Seghers developed the idea of the flower garland round a devotional image, employed by Peter Paul Rubens (1577-1640) and others, introducing trompe l’oeil stone cartouches containing a statue, typically of the Virgin, or a holy portrait. These figures were supplied by collaborators, including Rubens himself, Thomas Willeboirts Bosschaert (1613/14-1654) and Simon de Vos (1603-1676).


Seghers’s fame spread throughout Europe. As a Jesuit, who had taken a vow of poverty, he was not allowed to accept payment for his work. His paintings were frequently used by his Order as diplomatic gifts, often to Protestant rulers, as symbols of the cultural resurgence of the Counter-Reformation. His works entered the collections of Prince Frederick Henry of Orange-Nassau, Queen Christina of Sweden and Charles I of England; the young Charles II, exiled in the Netherlands, visited Seghers’s studio in 1649. The polymath Constantijn Huygens (1596-1687), Secretary to three Dutch Stadholders, maintained a lively correspondence with Seghers and they swapped poems and recipes for paints. In 1644 Seghers gave Huygens a garland of flowers which decorate a grisaille portrait of Huygens by Jan Cossiers (1600-1671). It has recently been acquired by the Mauritshuis in The Hague. Unusually for his time, at the age of seventy-one Daniel Seghers made an inventory of the 239 paintings that he had made and their destinations, entitled Catalogue van de bloem-stukken, die ik self met mijn hand heb geschildert en voor wie (Catalogue of the still lifes I painted and for whom)[1]. Seghers only pupil was Jan Philips van Thielen (1618-1667), but his style was highly influential.
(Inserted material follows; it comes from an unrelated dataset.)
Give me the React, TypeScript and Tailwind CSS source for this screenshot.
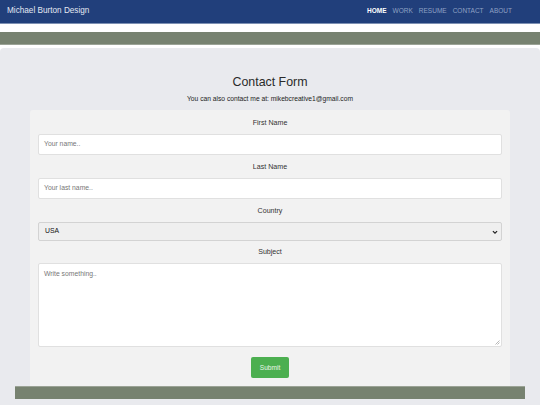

Seghers died in Antwerp in 1661.


The work of Daniel Seghers is represented in the Mauritshuis, The Hague; the Vatican Museums, Rome; the Hermitage, St Petersburg; the Prado, Madrid; the Louvre, Paris; the Royal Collection, London; the Fitzwilliam Museum, Cambridge; the Narodny Galerie, Prague; Philadelphia Museum of Art, PA and the Museum of Art, Toledo, OH.



[1] Published by W Couvreur, ‘Daniel Seghers’ inventaris van door hem geschilderde bloemstukken’ in Gentse Bijdragen tot de Kunstgeschiedenis den de Oudheidkunde, xx, 1967, pp.87-158.